#Menschen
Text: Friederike Schön
PETER DAHMEN designt, entwickelt und konstruiert Pop-up-Kunst: von der 3D-Karte bis zum Bühnenbild. Der Dortmunder entwirft nicht nur regelmäßig für den Museumsshop des MoMA, der weltweit gefragte Gestalter schuf auch schon Requisiten für einen Netflix-Film und zuletzt das Bühnenbild für eine Oper, aus der wir hier exklusiv eine Sneak-Preview zeigen…
Wenn man Peter Dahmen fragt, was er von Beruf ist, dann sagt er: „Ich bin eigentlich gelernter Grafikdesigner, habe mich aber auf Pop-up-Design spezialisiert. Heute bin ich Paper Artist, Papierkünstler – ich hätte mir nie träumen lassen, dass ich das mal hauptberuflich machen kann!“ Seine wahre Berufung fand er recht spät, erzählt er lachend. Peter Dahmen trägt eine randlose Brille, seine hellen Augen haben einen neugierigen, offenen Blick, überhaupt hat er etwas Jungenhaftes an sich. Vielleicht ist es die Leidenschaft, die ihn jung hält, die ständige Herausforderung, über sich hinauszuwachsen. Die Liebe für das Hobby, das zu seinem Beruf wurde.

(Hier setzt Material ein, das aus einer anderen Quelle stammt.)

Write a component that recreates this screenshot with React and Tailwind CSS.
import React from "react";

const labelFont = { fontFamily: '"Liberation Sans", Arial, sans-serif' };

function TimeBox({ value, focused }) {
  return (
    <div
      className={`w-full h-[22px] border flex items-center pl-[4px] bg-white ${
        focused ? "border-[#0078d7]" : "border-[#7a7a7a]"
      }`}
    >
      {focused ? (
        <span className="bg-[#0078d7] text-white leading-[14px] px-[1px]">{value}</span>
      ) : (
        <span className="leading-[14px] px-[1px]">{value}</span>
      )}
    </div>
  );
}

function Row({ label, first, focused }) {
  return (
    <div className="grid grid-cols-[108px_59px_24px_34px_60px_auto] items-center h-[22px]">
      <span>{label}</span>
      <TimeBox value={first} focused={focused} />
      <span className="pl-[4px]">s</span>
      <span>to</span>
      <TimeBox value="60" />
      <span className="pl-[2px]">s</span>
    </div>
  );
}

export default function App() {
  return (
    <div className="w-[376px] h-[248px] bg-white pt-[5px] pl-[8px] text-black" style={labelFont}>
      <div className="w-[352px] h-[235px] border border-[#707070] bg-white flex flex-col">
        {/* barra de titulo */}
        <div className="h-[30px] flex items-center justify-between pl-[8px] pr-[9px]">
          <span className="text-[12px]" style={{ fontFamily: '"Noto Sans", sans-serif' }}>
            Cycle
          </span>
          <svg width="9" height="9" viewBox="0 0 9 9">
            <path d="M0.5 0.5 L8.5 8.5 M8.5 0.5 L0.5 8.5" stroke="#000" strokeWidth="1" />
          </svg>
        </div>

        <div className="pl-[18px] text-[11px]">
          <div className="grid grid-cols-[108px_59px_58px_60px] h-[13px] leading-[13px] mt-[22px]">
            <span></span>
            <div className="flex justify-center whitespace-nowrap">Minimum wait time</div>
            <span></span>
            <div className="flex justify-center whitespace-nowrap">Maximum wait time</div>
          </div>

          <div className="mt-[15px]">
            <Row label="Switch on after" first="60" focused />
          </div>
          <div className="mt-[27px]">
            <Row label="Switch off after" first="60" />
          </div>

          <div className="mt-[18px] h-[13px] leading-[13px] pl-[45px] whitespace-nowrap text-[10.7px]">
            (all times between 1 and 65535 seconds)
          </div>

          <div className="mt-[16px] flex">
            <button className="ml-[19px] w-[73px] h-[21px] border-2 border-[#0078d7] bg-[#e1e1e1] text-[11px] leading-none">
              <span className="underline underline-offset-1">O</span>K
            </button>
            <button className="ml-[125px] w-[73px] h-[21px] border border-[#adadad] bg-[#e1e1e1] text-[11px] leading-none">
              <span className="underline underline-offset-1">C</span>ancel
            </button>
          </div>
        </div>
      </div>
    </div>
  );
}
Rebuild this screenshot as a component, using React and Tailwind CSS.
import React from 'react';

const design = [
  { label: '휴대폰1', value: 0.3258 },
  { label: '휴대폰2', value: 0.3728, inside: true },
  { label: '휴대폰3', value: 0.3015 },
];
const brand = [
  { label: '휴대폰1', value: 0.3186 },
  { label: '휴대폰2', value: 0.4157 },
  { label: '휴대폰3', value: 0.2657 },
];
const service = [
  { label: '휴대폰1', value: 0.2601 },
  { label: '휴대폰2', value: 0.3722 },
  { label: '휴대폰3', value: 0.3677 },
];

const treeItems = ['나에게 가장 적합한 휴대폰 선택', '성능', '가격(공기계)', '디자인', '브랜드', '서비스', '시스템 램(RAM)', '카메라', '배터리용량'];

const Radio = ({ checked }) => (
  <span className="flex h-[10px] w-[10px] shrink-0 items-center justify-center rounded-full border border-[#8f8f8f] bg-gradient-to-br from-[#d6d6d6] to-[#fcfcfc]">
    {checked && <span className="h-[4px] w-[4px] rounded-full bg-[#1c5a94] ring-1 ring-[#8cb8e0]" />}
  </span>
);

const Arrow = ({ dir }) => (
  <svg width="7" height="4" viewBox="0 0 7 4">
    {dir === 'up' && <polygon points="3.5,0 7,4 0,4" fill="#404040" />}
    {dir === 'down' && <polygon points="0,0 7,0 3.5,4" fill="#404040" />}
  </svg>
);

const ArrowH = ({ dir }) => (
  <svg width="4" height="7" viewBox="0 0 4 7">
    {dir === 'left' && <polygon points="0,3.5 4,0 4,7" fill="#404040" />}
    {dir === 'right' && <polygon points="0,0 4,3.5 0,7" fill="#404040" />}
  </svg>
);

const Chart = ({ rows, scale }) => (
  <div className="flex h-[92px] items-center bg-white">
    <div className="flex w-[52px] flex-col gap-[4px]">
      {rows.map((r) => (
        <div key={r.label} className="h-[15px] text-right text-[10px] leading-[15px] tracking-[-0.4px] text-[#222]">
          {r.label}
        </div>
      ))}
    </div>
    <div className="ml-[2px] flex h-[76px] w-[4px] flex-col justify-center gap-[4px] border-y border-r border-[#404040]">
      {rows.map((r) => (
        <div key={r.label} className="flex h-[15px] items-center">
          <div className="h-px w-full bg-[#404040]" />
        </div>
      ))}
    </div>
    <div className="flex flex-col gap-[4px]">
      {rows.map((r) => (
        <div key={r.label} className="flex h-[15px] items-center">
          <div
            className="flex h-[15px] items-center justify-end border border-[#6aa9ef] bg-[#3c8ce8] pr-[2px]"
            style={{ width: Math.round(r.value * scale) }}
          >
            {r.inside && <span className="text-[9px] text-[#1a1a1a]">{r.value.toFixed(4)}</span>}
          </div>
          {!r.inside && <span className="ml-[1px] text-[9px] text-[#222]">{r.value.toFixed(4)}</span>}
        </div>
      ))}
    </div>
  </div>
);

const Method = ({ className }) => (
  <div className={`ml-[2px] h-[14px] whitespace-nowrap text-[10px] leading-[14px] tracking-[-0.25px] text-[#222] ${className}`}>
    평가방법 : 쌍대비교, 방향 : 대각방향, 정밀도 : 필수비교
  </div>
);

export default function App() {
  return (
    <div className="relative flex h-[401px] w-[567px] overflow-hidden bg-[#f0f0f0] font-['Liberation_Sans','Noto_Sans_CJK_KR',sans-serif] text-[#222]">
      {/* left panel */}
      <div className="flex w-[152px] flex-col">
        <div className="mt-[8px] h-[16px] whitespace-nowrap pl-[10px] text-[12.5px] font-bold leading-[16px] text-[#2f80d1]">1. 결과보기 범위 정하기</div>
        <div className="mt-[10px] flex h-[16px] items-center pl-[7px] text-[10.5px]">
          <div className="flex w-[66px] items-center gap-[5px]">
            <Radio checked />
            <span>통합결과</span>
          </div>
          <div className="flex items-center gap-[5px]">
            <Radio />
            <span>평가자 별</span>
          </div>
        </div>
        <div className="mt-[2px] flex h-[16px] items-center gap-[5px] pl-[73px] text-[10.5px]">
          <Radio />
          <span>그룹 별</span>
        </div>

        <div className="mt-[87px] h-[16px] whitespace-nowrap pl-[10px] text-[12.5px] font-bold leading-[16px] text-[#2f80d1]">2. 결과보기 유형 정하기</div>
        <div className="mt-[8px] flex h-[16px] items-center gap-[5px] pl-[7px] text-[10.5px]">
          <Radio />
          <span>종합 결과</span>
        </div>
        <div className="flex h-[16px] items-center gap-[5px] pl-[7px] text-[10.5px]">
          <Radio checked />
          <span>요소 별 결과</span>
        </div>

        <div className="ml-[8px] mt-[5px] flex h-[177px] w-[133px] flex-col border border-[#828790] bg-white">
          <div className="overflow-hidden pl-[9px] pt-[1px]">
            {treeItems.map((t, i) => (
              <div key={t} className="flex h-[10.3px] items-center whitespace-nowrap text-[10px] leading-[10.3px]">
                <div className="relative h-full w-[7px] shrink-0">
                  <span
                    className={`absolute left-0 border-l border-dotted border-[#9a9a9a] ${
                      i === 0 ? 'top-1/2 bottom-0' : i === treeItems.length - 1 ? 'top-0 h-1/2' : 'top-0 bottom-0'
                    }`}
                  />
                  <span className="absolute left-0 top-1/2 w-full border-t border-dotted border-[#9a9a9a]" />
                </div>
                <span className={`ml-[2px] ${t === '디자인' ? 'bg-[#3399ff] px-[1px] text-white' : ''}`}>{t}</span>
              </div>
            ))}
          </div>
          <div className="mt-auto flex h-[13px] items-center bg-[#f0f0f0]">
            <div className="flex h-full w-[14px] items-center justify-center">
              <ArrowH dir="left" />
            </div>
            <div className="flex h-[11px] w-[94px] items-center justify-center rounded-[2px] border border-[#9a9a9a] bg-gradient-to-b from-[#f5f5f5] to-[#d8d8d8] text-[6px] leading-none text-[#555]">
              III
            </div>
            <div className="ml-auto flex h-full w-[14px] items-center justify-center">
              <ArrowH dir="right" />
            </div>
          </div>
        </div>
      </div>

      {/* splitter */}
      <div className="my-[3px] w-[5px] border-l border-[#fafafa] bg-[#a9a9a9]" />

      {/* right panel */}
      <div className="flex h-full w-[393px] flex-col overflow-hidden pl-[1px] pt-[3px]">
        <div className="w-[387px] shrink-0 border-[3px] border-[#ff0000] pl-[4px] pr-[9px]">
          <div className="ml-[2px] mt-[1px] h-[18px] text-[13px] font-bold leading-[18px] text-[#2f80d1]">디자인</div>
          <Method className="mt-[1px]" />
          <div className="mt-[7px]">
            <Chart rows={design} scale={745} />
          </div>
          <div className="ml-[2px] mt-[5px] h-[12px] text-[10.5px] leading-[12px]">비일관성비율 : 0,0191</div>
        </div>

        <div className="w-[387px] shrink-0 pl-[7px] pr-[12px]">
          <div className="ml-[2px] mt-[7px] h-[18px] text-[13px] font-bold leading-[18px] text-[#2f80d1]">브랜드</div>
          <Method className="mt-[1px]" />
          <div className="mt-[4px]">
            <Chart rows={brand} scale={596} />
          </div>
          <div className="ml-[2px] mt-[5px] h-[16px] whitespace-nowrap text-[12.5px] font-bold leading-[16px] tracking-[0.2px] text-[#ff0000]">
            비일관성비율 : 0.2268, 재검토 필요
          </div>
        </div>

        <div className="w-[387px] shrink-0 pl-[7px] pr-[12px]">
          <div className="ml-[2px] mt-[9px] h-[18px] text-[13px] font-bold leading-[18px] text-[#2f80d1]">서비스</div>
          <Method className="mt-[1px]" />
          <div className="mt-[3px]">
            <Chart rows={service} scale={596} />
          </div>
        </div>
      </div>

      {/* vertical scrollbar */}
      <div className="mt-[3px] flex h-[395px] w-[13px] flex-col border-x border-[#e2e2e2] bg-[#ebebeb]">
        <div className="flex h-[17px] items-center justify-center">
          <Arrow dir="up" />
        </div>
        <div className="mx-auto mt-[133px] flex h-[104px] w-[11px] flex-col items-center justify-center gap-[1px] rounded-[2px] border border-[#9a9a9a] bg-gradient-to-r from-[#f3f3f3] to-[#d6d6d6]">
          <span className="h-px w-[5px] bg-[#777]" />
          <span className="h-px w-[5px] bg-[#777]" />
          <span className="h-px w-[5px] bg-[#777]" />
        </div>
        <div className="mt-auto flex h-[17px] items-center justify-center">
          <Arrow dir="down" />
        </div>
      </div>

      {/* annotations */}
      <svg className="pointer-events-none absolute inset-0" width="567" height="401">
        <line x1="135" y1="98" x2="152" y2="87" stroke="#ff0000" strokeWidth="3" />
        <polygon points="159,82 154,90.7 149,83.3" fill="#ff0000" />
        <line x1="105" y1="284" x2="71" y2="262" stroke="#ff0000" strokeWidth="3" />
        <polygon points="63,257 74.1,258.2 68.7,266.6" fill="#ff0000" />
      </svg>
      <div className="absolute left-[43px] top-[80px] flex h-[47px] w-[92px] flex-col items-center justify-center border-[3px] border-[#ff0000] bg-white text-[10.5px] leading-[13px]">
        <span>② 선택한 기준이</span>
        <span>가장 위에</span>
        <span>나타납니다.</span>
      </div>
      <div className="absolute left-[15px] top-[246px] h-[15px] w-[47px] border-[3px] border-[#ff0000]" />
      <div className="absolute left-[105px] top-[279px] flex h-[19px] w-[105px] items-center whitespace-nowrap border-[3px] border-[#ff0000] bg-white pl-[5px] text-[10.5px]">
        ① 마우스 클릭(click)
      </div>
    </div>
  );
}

Dabei traute sich der 56-Jährige lange Zeit nicht, das geheime Ass aus dem Ärmel zu ziehen. Für seine Papierkunst, die er im stillen Kämmerlein und „just for fun“ zelebrierte, konnte es da draußen keine echte Nachfrage geben, mit der sich Geld verdienen lässt. Dachte er zumindest, bis er vor 14 Jahren einer Freundin eine selbstgemachte Popup- Karte zum Geburtstag verschenkte – und sein Umfeld zu seiner Überraschung total begeistert reagierte. „Die flippten alle völlig aus und sagten, Was, sowas kannst du? Das musst du unbedingt auf deiner Webseite zeigen!“ Der Rest ist Peter Dahmens Erfolgsgeschichte. Was er zwischen zwei Pappdeckeln erschafft, kann man zurecht Kunst nennen, aber vor allem sind es: kleine und große Wunder, die Menschen ein Lächeln ins Gesicht zaubern. In seiner recht überschaubaren Branche ist er ein großer Name und dazu ein sehr gefragter, die US-amerikanische Filmindustrie hat ihn schon engagiert und sogar der MoMA Design Store des Museums of Modern Art in New York zählt zu seinen Kunden…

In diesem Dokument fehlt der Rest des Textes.